What is needed - Reproduce the data exactly and drop any pictures it holds.
□ □ □
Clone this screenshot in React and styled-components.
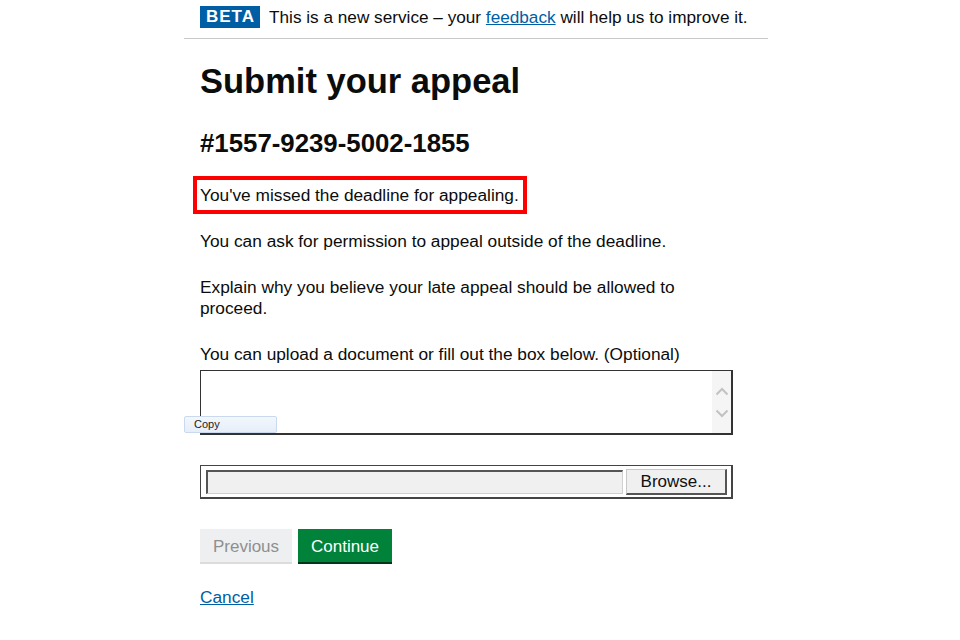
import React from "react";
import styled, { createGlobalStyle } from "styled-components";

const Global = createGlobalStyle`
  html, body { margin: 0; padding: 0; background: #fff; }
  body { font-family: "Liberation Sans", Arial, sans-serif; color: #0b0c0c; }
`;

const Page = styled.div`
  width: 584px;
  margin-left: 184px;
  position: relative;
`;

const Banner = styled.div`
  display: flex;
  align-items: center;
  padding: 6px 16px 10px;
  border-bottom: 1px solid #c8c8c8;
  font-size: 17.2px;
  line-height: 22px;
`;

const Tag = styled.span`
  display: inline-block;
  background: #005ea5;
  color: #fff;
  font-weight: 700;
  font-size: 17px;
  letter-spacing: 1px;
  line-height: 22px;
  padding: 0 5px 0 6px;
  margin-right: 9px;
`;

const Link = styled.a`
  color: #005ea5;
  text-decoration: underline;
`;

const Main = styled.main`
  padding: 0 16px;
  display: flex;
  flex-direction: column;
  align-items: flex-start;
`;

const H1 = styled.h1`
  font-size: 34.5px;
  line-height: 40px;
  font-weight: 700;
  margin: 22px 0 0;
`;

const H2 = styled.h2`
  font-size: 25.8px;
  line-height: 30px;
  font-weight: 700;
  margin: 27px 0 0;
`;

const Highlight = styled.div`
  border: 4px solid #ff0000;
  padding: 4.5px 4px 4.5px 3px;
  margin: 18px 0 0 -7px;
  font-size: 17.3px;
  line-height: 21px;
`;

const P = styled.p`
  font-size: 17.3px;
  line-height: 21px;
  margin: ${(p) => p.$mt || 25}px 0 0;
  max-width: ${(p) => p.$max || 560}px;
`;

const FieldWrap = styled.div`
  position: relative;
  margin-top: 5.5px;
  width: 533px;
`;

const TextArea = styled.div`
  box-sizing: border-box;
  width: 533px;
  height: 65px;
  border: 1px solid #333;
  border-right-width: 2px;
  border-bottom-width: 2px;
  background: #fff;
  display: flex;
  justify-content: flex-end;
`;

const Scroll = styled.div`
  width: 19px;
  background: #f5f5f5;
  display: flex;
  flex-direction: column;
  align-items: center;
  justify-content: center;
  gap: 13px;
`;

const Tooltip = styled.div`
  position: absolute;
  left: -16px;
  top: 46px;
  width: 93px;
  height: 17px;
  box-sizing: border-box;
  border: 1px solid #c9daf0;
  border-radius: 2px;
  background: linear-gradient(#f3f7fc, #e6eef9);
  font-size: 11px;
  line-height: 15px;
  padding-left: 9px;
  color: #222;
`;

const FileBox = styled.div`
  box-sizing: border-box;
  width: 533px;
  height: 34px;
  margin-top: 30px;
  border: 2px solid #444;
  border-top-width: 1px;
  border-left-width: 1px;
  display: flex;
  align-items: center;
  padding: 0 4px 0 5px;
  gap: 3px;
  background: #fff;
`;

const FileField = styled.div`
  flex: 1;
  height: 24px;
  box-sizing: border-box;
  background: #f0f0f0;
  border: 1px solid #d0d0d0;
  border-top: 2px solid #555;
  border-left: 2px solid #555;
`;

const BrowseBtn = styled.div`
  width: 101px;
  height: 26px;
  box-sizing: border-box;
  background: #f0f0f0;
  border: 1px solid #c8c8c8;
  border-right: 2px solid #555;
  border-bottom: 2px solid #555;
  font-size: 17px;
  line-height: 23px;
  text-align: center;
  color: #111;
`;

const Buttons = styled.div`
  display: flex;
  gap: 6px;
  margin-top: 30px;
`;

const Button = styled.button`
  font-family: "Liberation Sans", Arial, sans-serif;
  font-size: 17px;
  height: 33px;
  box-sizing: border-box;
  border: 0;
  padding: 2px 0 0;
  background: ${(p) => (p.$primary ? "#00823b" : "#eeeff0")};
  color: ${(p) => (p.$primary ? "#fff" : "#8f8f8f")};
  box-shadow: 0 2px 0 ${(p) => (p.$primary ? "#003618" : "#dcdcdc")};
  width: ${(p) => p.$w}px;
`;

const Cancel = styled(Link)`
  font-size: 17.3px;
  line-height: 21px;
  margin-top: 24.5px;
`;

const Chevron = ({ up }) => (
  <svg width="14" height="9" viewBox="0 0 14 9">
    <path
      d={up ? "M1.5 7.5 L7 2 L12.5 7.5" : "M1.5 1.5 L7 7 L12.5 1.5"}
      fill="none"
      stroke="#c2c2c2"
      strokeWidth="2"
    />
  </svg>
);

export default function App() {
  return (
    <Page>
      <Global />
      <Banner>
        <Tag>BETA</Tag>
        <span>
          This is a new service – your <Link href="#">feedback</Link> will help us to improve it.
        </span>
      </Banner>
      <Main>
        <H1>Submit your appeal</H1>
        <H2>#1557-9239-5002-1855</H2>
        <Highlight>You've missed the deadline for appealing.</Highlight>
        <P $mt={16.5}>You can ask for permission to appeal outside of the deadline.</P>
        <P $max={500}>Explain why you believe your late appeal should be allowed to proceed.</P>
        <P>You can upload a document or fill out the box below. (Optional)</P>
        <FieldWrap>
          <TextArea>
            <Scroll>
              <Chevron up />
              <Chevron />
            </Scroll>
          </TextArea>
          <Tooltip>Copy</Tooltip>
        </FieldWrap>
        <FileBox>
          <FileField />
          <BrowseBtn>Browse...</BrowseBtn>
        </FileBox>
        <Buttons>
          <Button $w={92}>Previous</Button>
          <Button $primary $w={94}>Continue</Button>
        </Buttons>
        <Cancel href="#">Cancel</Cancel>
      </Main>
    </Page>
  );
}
□ □ □
Result for this task -
Clone this screenshot in React and styled-components.
import React from "react";
import styled, { createGlobalStyle } from "styled-components";

const Global = createGlobalStyle`
  html, body { margin: 0; padding: 0; background: #fff; }
  body { font-family: "Liberation Sans", Arial, sans-serif; color: #0b0c0c; }
`;

const Page = styled.div`
  width: 584px;
  margin-left: 184px;
  position: relative;
`;

const Banner = styled.div`
  display: flex;
  align-items: center;
  padding: 6px 16px 10px;
  border-bottom: 1px solid #c8c8c8;
  font-size: 17.2px;
  line-height: 22px;
`;

const Tag = styled.span`
  display: inline-block;
  background: #005ea5;
  color: #fff;
  font-weight: 700;
  font-size: 17px;
  letter-spacing: 1px;
  line-height: 22px;
  padding: 0 5px 0 6px;
  margin-right: 9px;
`;

const Link = styled.a`
  color: #005ea5;
  text-decoration: underline;
`;

const Main = styled.main`
  padding: 0 16px;
  display: flex;
  flex-direction: column;
  align-items: flex-start;
`;

const H1 = styled.h1`
  font-size: 34.5px;
  line-height: 40px;
  font-weight: 700;
  margin: 22px 0 0;
`;

const H2 = styled.h2`
  font-size: 25.8px;
  line-height: 30px;
  font-weight: 700;
  margin: 27px 0 0;
`;

const Highlight = styled.div`
  border: 4px solid #ff0000;
  padding: 4.5px 4px 4.5px 3px;
  margin: 18px 0 0 -7px;
  font-size: 17.3px;
  line-height: 21px;
`;

const P = styled.p`
  font-size: 17.3px;
  line-height: 21px;
  margin: ${(p) => p.$mt || 25}px 0 0;
  max-width: ${(p) => p.$max || 560}px;
`;

const FieldWrap = styled.div`
  position: relative;
  margin-top: 5.5px;
  width: 533px;
`;

const TextArea = styled.div`
  box-sizing: border-box;
  width: 533px;
  height: 65px;
  border: 1px solid #333;
  border-right-width: 2px;
  border-bottom-width: 2px;
  background: #fff;
  display: flex;
  justify-content: flex-end;
`;

const Scroll = styled.div`
  width: 19px;
  background: #f5f5f5;
  display: flex;
  flex-direction: column;
  align-items: center;
  justify-content: center;
  gap: 13px;
`;

const Tooltip = styled.div`
  position: absolute;
  left: -16px;
  top: 46px;
  width: 93px;
  height: 17px;
  box-sizing: border-box;
  border: 1px solid #c9daf0;
  border-radius: 2px;
  background: linear-gradient(#f3f7fc, #e6eef9);
  font-size: 11px;
  line-height: 15px;
  padding-left: 9px;
  color: #222;
`;

const FileBox = styled.div`
  box-sizing: border-box;
  width: 533px;
  height: 34px;
  margin-top: 30px;
  border: 2px solid #444;
  border-top-width: 1px;
  border-left-width: 1px;
  display: flex;
  align-items: center;
  padding: 0 4px 0 5px;
  gap: 3px;
  background: #fff;
`;

const FileField = styled.div`
  flex: 1;
  height: 24px;
  box-sizing: border-box;
  background: #f0f0f0;
  border: 1px solid #d0d0d0;
  border-top: 2px solid #555;
  border-left: 2px solid #555;
`;

const BrowseBtn = styled.div`
  width: 101px;
  height: 26px;
  box-sizing: border-box;
  background: #f0f0f0;
  border: 1px solid #c8c8c8;
  border-right: 2px solid #555;
  border-bottom: 2px solid #555;
  font-size: 17px;
  line-height: 23px;
  text-align: center;
  color: #111;
`;

const Buttons = styled.div`
  display: flex;
  gap: 6px;
  margin-top: 30px;
`;

const Button = styled.button`
  font-family: "Liberation Sans", Arial, sans-serif;
  font-size: 17px;
  height: 33px;
  box-sizing: border-box;
  border: 0;
  padding: 2px 0 0;
  background: ${(p) => (p.$primary ? "#00823b" : "#eeeff0")};
  color: ${(p) => (p.$primary ? "#fff" : "#8f8f8f")};
  box-shadow: 0 2px 0 ${(p) => (p.$primary ? "#003618" : "#dcdcdc")};
  width: ${(p) => p.$w}px;
`;

const Cancel = styled(Link)`
  font-size: 17.3px;
  line-height: 21px;
  margin-top: 24.5px;
`;

const Chevron = ({ up }) => (
  <svg width="14" height="9" viewBox="0 0 14 9">
    <path
      d={up ? "M1.5 7.5 L7 2 L12.5 7.5" : "M1.5 1.5 L7 7 L12.5 1.5"}
      fill="none"
      stroke="#c2c2c2"
      strokeWidth="2"
    />
  </svg>
);

export default function App() {
  return (
    <Page>
      <Global />
      <Banner>
        <Tag>BETA</Tag>
        <span>
          This is a new service – your <Link href="#">feedback</Link> will help us to improve it.
        </span>
      </Banner>
      <Main>
        <H1>Submit your appeal</H1>
        <H2>#1557-9239-5002-1855</H2>
        <Highlight>You've missed the deadline for appealing.</Highlight>
        <P $mt={16.5}>You can ask for permission to appeal outside of the deadline.</P>
        <P $max={500}>Explain why you believe your late appeal should be allowed to proceed.</P>
        <P>You can upload a document or fill out the box below. (Optional)</P>
        <FieldWrap>
          <TextArea>
            <Scroll>
              <Chevron up />
              <Chevron />
            </Scroll>
          </TextArea>
          <Tooltip>Copy</Tooltip>
        </FieldWrap>
        <FileBox>
          <FileField />
          <BrowseBtn>Browse...</BrowseBtn>
        </FileBox>
        <Buttons>
          <Button $w={92}>Previous</Button>
          <Button $primary $w={94}>Continue</Button>
        </Buttons>
        <Cancel href="#">Cancel</Cancel>
      </Main>
    </Page>
  );
}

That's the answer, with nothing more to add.